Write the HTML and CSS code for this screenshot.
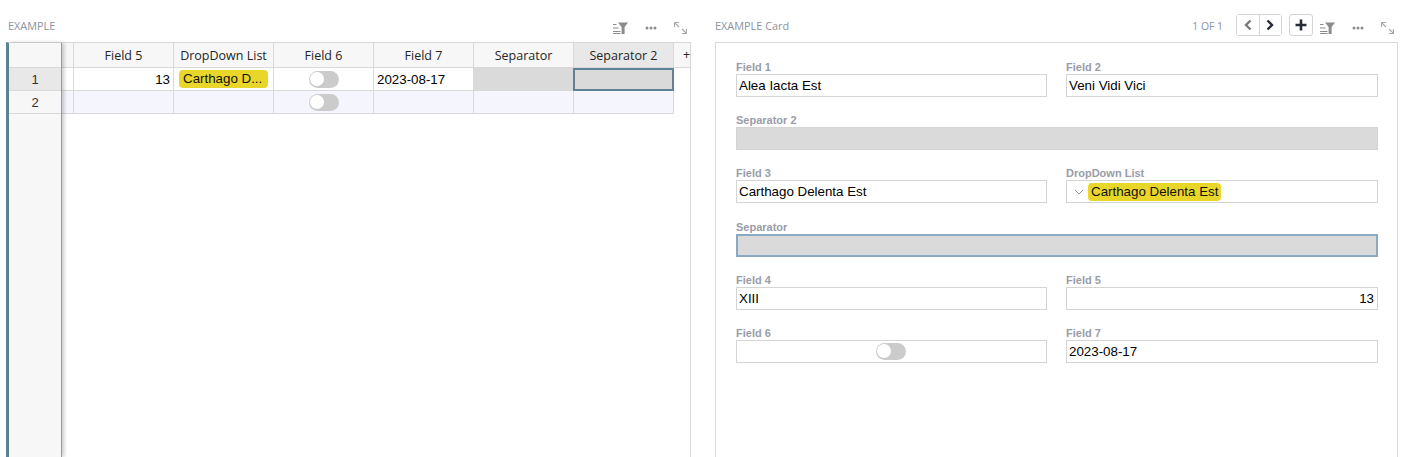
* * *
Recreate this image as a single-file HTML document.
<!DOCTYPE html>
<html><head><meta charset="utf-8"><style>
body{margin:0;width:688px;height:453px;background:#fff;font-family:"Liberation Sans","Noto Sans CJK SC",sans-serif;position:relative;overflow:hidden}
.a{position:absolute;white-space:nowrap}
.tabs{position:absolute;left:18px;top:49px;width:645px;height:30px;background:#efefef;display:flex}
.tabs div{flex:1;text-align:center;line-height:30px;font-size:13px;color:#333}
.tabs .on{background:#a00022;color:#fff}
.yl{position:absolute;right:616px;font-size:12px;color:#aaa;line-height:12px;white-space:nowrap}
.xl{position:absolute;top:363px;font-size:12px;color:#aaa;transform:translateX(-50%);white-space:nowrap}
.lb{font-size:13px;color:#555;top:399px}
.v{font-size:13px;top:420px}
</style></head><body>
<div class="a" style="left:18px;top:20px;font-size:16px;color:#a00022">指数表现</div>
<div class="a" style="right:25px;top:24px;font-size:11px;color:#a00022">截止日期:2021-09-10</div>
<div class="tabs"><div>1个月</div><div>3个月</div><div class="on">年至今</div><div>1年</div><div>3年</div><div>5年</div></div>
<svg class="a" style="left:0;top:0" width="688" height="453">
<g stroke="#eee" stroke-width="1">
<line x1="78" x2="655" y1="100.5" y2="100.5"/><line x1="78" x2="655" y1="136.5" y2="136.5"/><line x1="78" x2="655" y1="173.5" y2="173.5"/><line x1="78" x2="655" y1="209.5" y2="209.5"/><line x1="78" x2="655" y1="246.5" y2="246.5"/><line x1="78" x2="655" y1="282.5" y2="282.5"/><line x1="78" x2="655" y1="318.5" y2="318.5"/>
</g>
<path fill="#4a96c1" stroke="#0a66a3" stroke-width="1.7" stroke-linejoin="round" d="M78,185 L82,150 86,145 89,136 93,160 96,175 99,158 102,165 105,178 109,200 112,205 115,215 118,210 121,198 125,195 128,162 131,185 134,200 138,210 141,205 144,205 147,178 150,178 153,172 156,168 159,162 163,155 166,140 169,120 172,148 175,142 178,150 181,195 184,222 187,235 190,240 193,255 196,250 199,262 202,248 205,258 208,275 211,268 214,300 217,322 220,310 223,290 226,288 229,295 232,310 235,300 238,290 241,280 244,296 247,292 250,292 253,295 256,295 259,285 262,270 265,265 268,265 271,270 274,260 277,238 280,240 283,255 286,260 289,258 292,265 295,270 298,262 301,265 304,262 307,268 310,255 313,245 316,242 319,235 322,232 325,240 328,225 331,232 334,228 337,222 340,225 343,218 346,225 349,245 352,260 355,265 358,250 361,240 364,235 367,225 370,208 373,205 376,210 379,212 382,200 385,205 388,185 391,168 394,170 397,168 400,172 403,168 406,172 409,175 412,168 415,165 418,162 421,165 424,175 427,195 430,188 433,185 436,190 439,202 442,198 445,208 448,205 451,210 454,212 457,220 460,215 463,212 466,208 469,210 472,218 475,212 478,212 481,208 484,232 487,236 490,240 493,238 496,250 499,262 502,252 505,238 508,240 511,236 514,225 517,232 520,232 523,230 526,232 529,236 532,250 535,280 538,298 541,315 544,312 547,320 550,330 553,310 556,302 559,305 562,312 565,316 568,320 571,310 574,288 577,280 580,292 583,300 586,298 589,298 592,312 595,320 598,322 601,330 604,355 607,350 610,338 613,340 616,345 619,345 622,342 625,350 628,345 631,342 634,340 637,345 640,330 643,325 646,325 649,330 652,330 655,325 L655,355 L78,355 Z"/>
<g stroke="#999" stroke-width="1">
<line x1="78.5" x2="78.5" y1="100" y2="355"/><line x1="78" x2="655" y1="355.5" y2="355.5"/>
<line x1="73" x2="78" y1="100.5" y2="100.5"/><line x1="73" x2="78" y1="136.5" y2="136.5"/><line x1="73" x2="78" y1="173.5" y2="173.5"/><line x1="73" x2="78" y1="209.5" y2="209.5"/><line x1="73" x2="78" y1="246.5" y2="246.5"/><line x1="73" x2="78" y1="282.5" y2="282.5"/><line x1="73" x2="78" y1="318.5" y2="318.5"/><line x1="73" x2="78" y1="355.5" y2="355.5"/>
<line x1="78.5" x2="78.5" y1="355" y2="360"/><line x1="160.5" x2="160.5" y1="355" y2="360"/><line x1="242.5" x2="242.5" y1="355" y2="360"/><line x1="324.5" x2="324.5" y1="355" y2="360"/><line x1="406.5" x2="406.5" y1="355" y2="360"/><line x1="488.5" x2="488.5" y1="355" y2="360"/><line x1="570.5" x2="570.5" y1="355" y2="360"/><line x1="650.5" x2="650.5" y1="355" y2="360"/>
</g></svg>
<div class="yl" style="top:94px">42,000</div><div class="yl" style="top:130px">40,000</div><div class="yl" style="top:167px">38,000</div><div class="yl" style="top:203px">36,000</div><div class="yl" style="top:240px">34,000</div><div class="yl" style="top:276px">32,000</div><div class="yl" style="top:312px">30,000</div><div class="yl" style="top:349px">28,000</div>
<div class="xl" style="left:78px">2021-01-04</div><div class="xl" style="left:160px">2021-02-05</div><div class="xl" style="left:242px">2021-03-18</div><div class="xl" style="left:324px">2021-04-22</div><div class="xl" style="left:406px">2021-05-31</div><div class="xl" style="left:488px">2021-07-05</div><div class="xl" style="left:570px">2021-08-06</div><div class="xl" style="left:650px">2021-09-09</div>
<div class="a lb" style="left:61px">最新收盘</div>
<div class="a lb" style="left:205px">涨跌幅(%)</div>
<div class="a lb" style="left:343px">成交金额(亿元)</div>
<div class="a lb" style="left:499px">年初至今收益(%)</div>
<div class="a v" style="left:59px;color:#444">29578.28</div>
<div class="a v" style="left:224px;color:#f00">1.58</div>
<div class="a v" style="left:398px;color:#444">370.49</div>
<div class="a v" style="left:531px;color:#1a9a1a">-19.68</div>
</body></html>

_To do:_ Select all lines in the listing that include the word "this".

_Task solution:_
Write the HTML and CSS code for this screenshot.
Recreate this image as a single-file HTML document.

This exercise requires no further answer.